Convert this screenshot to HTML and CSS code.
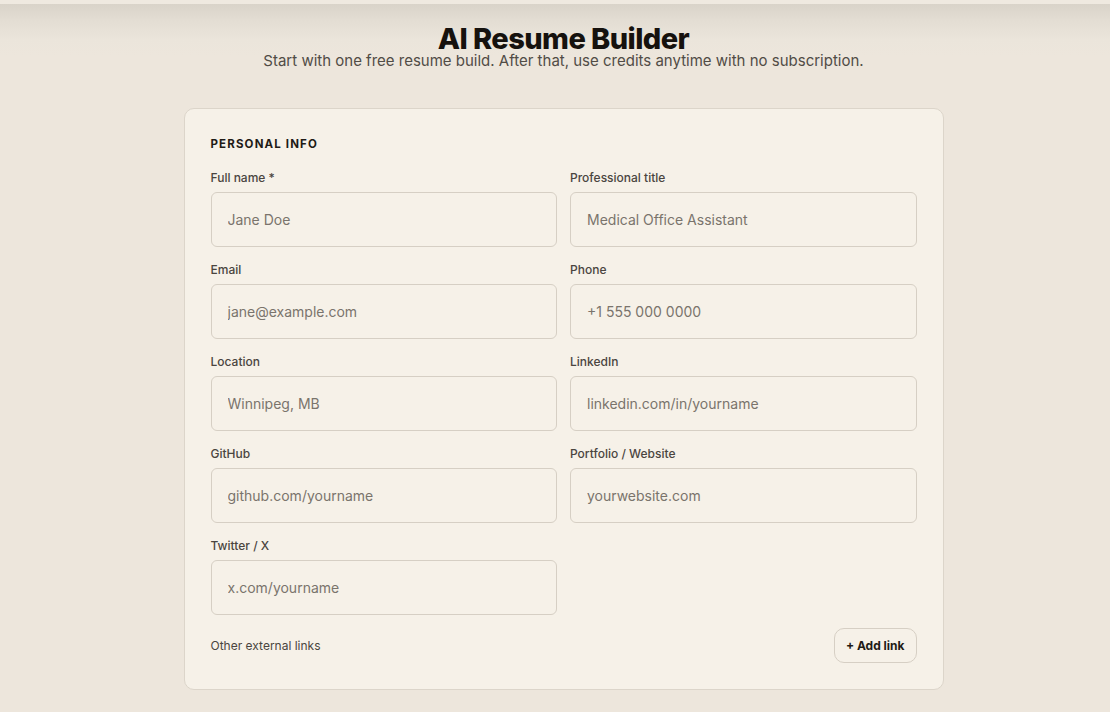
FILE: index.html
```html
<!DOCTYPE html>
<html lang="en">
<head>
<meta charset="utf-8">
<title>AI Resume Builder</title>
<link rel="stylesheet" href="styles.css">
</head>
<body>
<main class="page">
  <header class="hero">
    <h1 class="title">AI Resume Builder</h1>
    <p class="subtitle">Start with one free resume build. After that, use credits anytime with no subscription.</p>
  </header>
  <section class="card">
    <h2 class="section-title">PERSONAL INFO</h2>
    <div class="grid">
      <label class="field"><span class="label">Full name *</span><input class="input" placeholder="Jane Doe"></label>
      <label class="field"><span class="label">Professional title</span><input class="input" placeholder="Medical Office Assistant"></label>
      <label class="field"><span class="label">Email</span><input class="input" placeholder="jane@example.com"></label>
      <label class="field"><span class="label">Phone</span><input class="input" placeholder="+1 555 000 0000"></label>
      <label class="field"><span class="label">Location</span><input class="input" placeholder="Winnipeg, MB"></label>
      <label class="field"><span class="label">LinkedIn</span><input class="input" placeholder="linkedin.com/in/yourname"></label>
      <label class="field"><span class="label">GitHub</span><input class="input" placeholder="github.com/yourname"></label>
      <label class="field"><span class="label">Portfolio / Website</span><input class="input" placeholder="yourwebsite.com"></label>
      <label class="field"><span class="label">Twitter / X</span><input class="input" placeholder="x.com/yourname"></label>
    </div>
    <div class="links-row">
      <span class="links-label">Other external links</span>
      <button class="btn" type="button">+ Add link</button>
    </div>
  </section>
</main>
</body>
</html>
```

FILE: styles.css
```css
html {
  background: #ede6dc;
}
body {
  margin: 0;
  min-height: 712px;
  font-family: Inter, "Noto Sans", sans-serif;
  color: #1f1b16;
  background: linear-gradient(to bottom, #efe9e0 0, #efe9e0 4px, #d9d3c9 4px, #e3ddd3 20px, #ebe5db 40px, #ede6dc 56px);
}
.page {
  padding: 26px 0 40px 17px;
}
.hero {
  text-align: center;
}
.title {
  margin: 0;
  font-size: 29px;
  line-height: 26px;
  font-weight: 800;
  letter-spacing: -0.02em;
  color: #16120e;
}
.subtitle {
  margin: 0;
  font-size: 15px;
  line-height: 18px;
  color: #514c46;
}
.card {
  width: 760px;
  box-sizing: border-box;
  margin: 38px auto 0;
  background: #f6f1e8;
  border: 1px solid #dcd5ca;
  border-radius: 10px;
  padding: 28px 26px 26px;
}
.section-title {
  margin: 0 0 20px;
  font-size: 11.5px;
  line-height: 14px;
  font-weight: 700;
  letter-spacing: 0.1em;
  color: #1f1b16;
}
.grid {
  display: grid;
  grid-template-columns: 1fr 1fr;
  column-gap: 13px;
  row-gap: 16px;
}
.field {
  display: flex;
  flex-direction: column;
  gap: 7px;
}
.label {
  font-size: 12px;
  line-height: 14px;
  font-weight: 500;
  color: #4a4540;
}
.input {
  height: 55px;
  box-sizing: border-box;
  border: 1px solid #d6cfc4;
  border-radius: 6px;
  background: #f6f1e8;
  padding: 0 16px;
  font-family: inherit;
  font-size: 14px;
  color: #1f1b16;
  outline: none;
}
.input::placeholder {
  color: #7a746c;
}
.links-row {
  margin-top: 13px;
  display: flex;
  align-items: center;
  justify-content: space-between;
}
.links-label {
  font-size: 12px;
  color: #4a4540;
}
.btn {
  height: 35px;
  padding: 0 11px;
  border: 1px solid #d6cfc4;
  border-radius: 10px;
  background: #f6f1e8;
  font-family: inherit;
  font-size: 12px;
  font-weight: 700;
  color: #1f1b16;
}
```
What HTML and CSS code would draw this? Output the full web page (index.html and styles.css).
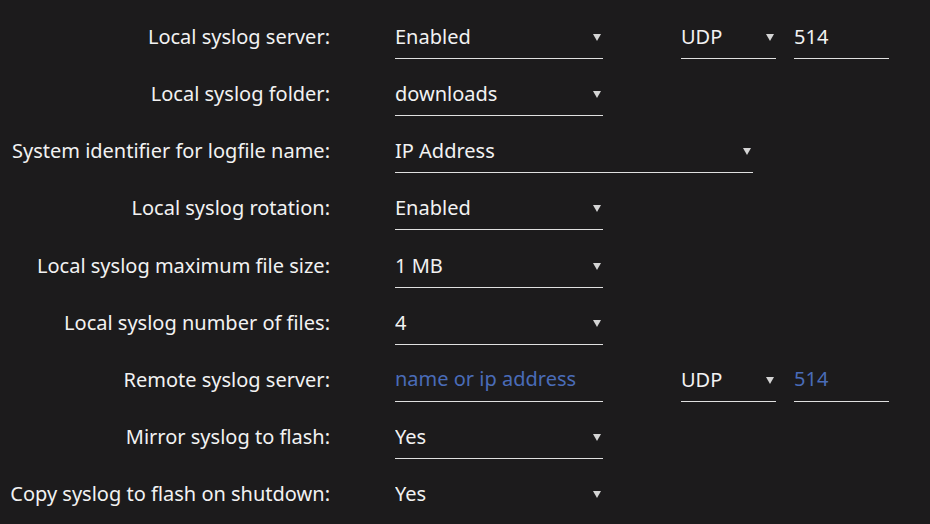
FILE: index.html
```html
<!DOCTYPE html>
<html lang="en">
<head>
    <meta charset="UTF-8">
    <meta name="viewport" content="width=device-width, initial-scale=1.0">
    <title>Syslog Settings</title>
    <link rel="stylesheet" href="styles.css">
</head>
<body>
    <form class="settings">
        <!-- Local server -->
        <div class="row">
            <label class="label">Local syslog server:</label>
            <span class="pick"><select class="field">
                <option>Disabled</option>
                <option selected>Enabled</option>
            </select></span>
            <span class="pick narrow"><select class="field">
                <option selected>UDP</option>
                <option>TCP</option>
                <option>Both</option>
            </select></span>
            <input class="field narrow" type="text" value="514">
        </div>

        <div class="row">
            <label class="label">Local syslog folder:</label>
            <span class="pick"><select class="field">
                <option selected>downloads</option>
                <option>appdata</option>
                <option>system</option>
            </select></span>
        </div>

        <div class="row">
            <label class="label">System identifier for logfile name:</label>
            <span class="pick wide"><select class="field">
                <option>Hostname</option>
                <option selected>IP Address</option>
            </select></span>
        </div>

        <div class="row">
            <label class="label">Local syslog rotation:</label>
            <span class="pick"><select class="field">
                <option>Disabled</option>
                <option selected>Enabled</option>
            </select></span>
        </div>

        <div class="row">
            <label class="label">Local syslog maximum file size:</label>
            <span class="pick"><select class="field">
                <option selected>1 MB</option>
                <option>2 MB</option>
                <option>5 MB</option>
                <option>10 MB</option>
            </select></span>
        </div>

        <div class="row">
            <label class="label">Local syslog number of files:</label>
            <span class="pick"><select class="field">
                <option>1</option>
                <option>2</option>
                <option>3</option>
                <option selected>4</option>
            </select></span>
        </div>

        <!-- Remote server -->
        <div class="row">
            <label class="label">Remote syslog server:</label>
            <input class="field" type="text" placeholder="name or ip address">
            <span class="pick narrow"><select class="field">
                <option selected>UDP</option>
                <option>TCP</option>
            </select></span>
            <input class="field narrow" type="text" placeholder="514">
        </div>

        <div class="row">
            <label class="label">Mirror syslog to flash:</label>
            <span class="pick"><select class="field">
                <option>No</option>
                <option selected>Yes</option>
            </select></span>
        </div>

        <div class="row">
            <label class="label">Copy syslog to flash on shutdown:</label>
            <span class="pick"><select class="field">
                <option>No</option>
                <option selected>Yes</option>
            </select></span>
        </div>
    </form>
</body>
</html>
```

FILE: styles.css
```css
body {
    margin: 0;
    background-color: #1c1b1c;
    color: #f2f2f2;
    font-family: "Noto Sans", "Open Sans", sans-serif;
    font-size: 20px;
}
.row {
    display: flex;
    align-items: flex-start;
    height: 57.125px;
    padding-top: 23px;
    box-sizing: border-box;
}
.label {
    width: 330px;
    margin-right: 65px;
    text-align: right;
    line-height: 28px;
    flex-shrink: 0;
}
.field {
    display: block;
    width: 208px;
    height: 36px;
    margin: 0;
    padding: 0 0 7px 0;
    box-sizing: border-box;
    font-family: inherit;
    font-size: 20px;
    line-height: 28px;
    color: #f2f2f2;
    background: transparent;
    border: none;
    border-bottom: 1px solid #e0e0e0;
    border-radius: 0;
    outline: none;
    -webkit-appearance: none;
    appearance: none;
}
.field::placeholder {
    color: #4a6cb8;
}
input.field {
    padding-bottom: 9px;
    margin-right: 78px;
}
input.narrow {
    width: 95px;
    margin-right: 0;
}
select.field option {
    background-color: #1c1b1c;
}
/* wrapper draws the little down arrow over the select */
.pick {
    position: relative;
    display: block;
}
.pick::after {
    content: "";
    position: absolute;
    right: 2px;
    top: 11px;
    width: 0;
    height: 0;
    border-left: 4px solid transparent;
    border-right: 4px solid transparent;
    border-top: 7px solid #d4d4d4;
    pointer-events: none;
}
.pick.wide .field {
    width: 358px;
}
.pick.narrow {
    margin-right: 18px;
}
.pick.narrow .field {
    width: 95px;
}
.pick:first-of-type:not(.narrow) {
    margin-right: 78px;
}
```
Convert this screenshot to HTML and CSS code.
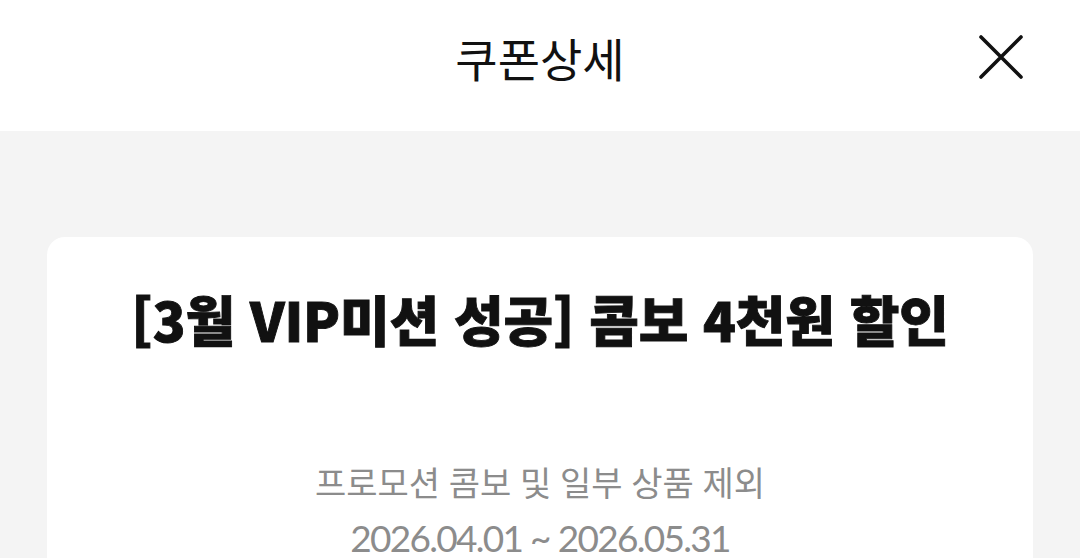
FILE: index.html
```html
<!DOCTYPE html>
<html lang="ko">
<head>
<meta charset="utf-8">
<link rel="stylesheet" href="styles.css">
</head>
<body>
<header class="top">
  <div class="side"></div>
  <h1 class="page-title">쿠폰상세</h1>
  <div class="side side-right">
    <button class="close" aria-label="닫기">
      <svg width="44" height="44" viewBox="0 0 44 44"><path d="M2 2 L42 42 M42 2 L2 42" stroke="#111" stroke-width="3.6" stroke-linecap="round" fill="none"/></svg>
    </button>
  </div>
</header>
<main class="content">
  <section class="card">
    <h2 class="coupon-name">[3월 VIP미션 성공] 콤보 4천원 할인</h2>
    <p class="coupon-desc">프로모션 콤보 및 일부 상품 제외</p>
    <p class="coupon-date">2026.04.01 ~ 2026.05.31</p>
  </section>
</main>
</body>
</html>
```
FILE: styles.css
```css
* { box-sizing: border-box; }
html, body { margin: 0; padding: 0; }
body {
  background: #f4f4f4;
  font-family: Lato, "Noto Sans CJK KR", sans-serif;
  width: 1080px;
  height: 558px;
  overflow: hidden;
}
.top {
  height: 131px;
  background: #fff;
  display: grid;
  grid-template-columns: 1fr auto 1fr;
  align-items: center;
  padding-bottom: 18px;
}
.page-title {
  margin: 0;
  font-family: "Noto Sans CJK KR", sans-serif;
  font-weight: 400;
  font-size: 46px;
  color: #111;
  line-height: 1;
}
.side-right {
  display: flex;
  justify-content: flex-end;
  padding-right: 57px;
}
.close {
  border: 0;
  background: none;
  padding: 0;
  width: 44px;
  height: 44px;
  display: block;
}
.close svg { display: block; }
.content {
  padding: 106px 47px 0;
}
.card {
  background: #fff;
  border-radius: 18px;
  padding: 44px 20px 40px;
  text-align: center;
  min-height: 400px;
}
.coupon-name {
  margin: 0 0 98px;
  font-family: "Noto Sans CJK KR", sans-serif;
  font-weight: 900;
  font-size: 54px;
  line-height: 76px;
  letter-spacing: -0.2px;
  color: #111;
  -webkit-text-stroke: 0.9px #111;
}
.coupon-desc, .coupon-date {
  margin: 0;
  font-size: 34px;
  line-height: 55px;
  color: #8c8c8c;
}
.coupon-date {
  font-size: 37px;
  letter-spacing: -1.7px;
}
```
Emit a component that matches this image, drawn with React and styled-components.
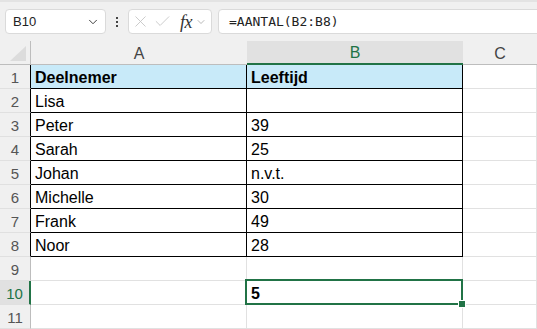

________________

Extract every line of the records above that contains the word "with".

Solution to the exercise:
    <p class="subtitle">Start with one free resume build. After that, use credits anytime with no subscription.</p>
Emit a component that matches this image, drawn with React and styled-components.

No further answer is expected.